|Image courtesy of|
I didn't actually attend Book Expo America this week, but I feel like I might as well have, considering all the articles, blogs, and tweets that filled the digital airwaves.
I imagined BEA to be an amazing experience in celebration of books. Based on some of the coverage, I thought it was neat to see what kind of new books were releasing in the Fall and beyond.
But from a distance, it also kinda looked like a weird family reunion, where warring cousins put down their arms just long enough not grieve Grandma and the new in-laws were shunned. That was mostly from talks on the business of publishing and digital books. And digital books have seem to become almost synonymous with self-publishing these days, since it's a low cost platform for independent writers to distribute their work.
|Image courtesy of Cheerios(R).|
But it seems like the friction between the two is getting more vehement. It's like one says to the other, "You're not a real buyer for buying cheap generic," and the other retorts, "You're an insufferable snob for wasting money on Cheerios." Alter those two statements to refer to books, and that's sorta what some of the BEA presentations and subsequent responses appeared like.
It's a little sad. It's like saying someone isn't a "real" artist because her work appears on Etsy instead of an art gallery, or that another isn't a "real" musician because he's not signed to a label. On the other side, it's like saying someone is a tool of the industry if she or he chooses to sign with a publisher or label.
Some people like generic brands and others like Cheerios. They choose the options that work for them, and there's nothing wrong with that.
I do think it's a a little weird when an author says Amazon is evil for allowing self-pubbers to flood the market with poor quality books. They can have their publisher remove their books from Amazon then, if they don't want them to sell it next to the "bad" books. It's a simple solution, isn't it?

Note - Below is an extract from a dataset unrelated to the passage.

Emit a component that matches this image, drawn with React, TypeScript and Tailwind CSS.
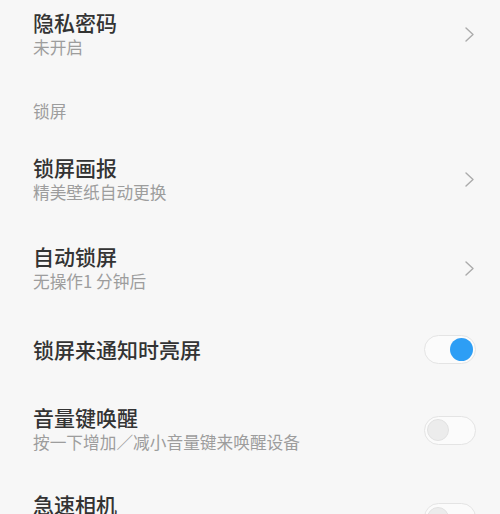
import type { ReactNode } from "react";

const font = { fontFamily: '"Noto Sans CJK SC", "Noto Sans", sans-serif' };

function Chevron() {
  return (
    <svg width="11" height="17" viewBox="0 0 11 17" fill="none">
      <path d="M2 2 L9 8.5 L2 15" stroke="#ababab" strokeWidth="1.4" strokeLinecap="round" strokeLinejoin="round" />
    </svg>
  );
}

function Toggle({ on }: { on: boolean }) {
  return (
    <div
      className={`flex h-[29px] w-[52px] items-center rounded-full border border-[#e4e4e4] bg-[#fbfbfb] px-[2px] ${
        on ? "justify-end" : "justify-start"
      }`}
    >
      {on ? (
        <div className="h-[23px] w-[23px] rounded-full bg-[#2d9ef5]" />
      ) : (
        <div className="h-[22px] w-[22px] rounded-full border border-[#e2e2e2] bg-[#ececec]" />
      )}
    </div>
  );
}

function Row({
  title,
  sub,
  h,
  right
}: {
  title: string;
  sub?: string;
  h: string;
  right: ReactNode;
}) {
  return (
    <div className={`flex items-center justify-between pl-[33px] ${h}`}>
      <div className="flex flex-col">
        <span className="text-[21px] font-medium leading-[25px] text-[#333333]">{title}</span>
        {sub ? <span className="text-[16.7px] leading-[25px] text-[#9d9d9d]">{sub}</span> : null}
      </div>
      {right}
    </div>
  );
}

export default function App() {
  return (
    <div className="h-[514px] w-[500px] overflow-hidden bg-[#f7f7f7]" style={font}>
      <Row title="隐私密码" sub="未开启" h="h-[69px] pr-[25px]" right={<Chevron />} />
      <div className="pl-[33px] pt-[32px] pb-[14px] text-[16.7px] leading-[20px] text-[#9d9d9d]">锁屏</div>
      <Row title="锁屏画报" sub="精美壁纸自动更换" h="h-[89px] pr-[25px]" right={<Chevron />} />
      <Row title="自动锁屏" sub="无操作1 分钟后" h="h-[89px] pr-[25px]" right={<Chevron />} />
      <Row title="锁屏来通知时亮屏" h="h-[72px] pr-[24px]" right={<Toggle on />} />
      <Row title="音量键唤醒" sub="按一下增加／减小音量键来唤醒设备" h="h-[90px] pr-[24px]" right={<Toggle on={false} />} />
      <div className="flex items-start justify-between pl-[33px] pr-[24px] pt-[17px]">
        <span className="text-[21px] font-medium leading-[25px] text-[#333333]">急速相机</span>
        <div className="mt-[11px]">
          <Toggle on={false} />
        </div>
      </div>
    </div>
  );
}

And there are people who jump from one "side" to the other with amazing results. Some authors like JA Konrath and others started out as traditionals and then decided to self-pub, and it totally worked in their favor. Amanda Hocking, Christopher Paolini, and Beatrix Potter self-pubbed first before going traditional, and the rest is history. Others are doing both and crowdfunding through Kickstarter (for example) to get their indie projects off the line. Options!
I don't think traditional publishers are dead, and I think they'll figure out how to operate with changing business models and such. And it'll take time. After all, it takes a traditional publisher YEARS to acquire and release a book, so naturally they'll take a while to get things sorted. But I think they will eventually. I also don't think self-pubbing is a fad. It's an option that I don't think is a bad one (obviously). After all, an author gets to retain all her rights, so why should she not experiment with and exploit those rights how she sees fit?
And at the end of the day, the readers/consumers are going to be the ultimate judges when they vote with their dollars. It works that way on both sides. I don't think people have to worry about poor quality books flooding the market. (News Flash: They already have. You would've seen that straight away if you were one of the first ever buyers of Seranfyll for the Kindle :p Thank God for cool people catching typos and re-uploads.) And like on both sides, the cream is always going to rise to the top because the consumer is buying what she wants, whether generic or name brand.